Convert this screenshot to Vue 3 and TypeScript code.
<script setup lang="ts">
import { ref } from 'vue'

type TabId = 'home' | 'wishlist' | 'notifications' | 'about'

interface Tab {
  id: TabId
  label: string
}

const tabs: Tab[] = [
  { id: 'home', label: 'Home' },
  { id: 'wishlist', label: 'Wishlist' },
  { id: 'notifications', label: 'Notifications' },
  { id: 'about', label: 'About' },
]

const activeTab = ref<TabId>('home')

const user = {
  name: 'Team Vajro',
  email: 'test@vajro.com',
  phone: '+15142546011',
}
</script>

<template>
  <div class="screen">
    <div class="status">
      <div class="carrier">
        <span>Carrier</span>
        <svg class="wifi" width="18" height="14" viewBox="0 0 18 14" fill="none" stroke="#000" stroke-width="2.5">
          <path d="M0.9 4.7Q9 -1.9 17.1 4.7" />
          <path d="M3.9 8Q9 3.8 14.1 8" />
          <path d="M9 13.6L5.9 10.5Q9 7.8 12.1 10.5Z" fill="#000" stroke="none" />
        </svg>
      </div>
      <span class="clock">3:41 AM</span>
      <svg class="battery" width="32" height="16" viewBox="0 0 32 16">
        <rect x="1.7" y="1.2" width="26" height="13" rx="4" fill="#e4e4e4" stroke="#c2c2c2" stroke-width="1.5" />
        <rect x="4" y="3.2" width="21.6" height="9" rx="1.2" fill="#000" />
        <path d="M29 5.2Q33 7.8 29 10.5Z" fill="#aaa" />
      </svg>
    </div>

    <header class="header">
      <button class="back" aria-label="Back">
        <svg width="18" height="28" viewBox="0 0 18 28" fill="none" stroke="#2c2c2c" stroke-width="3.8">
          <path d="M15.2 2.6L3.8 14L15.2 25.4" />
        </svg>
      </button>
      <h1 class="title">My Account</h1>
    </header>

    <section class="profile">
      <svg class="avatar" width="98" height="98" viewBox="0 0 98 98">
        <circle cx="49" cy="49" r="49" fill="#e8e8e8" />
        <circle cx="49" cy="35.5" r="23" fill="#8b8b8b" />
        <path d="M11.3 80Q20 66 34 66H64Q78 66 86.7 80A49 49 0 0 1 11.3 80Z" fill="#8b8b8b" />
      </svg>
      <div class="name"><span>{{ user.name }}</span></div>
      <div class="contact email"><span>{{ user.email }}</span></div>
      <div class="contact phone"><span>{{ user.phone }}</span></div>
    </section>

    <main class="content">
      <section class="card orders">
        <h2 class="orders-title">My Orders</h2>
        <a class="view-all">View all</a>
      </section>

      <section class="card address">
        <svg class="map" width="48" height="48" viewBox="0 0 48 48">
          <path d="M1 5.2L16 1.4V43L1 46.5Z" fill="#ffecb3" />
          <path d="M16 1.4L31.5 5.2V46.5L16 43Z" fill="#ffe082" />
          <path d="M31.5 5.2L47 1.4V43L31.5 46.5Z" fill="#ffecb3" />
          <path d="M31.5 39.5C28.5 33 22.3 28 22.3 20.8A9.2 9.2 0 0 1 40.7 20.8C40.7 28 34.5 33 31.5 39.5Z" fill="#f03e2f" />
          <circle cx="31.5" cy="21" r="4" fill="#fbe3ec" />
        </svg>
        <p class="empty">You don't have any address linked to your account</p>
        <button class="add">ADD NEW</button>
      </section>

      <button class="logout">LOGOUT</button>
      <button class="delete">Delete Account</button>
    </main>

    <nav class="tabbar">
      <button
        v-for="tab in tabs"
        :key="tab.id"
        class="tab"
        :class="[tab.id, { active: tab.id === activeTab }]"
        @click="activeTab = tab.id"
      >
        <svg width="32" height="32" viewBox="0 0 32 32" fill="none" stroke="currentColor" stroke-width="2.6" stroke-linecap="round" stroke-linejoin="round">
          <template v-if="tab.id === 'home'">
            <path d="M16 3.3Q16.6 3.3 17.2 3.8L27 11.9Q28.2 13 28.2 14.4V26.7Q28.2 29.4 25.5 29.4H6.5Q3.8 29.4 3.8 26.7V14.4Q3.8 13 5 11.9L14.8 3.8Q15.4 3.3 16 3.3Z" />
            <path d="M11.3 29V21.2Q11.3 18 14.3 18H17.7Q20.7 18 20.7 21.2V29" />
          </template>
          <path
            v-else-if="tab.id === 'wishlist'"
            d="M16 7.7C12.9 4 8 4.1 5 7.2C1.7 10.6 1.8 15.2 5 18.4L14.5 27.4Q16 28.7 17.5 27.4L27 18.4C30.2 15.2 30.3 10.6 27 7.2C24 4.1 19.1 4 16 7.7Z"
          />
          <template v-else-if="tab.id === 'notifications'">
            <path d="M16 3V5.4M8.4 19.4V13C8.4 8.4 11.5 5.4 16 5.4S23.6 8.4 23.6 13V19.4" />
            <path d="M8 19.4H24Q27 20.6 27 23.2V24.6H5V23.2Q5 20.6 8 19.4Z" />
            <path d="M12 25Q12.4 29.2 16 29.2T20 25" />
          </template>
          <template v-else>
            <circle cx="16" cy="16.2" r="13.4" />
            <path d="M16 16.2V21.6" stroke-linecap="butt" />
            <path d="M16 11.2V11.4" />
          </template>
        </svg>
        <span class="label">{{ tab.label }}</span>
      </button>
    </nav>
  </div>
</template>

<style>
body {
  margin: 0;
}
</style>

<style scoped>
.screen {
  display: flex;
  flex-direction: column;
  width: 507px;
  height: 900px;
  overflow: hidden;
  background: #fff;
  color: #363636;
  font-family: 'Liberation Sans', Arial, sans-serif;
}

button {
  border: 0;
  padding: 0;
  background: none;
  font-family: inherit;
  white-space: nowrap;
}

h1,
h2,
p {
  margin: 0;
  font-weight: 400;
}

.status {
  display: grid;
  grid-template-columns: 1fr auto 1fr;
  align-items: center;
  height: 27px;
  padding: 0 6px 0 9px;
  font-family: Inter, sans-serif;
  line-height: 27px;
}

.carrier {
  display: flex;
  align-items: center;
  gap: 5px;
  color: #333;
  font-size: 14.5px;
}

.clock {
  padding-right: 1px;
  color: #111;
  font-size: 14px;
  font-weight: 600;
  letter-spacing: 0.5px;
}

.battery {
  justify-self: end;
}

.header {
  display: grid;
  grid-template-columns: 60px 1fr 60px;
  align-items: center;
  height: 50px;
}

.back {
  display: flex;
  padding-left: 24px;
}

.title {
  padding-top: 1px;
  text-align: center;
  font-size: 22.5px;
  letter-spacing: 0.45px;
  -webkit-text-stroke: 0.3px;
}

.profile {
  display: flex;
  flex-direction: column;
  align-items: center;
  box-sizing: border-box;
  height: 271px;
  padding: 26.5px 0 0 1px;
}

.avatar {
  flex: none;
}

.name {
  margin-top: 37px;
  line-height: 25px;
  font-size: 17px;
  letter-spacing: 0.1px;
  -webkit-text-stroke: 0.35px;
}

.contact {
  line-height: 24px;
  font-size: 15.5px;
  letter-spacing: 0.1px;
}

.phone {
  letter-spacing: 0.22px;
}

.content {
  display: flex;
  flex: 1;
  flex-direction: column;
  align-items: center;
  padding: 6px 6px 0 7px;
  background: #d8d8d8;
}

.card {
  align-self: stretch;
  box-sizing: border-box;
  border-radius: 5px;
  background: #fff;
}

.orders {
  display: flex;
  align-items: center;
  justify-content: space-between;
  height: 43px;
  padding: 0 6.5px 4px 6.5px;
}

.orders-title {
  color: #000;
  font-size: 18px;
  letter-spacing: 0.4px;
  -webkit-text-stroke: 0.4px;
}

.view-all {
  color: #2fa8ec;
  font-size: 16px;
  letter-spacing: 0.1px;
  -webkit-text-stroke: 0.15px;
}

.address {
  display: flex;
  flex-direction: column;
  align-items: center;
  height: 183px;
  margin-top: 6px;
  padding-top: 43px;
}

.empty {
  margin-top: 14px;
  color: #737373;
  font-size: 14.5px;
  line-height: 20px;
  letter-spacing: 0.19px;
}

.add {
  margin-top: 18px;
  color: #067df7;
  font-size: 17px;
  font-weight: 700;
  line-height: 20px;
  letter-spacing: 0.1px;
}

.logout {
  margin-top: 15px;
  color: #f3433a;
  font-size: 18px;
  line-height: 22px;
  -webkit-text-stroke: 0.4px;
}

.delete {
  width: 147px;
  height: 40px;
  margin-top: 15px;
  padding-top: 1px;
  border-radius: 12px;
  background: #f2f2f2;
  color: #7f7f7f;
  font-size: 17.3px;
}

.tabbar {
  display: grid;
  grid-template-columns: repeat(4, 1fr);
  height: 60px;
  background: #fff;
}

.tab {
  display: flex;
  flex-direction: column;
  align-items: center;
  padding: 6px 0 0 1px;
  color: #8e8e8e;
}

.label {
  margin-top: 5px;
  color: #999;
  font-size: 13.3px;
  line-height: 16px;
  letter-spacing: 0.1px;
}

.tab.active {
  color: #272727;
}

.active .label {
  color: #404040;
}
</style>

========================================

**YOUR GOAL:** Please write out the material word for word from its first line through the line holding "const activeTab = ref<TabId>('home')", including both, and no line past it.

**RESULT OF THIS TASK:**
Convert this screenshot to Vue 3 and TypeScript code.
<script setup lang="ts">
import { ref } from 'vue'

type TabId = 'home' | 'wishlist' | 'notifications' | 'about'

interface Tab {
  id: TabId
  label: string
}

const tabs: Tab[] = [
  { id: 'home', label: 'Home' },
  { id: 'wishlist', label: 'Wishlist' },
  { id: 'notifications', label: 'Notifications' },
  { id: 'about', label: 'About' },
]

const activeTab = ref<TabId>('home')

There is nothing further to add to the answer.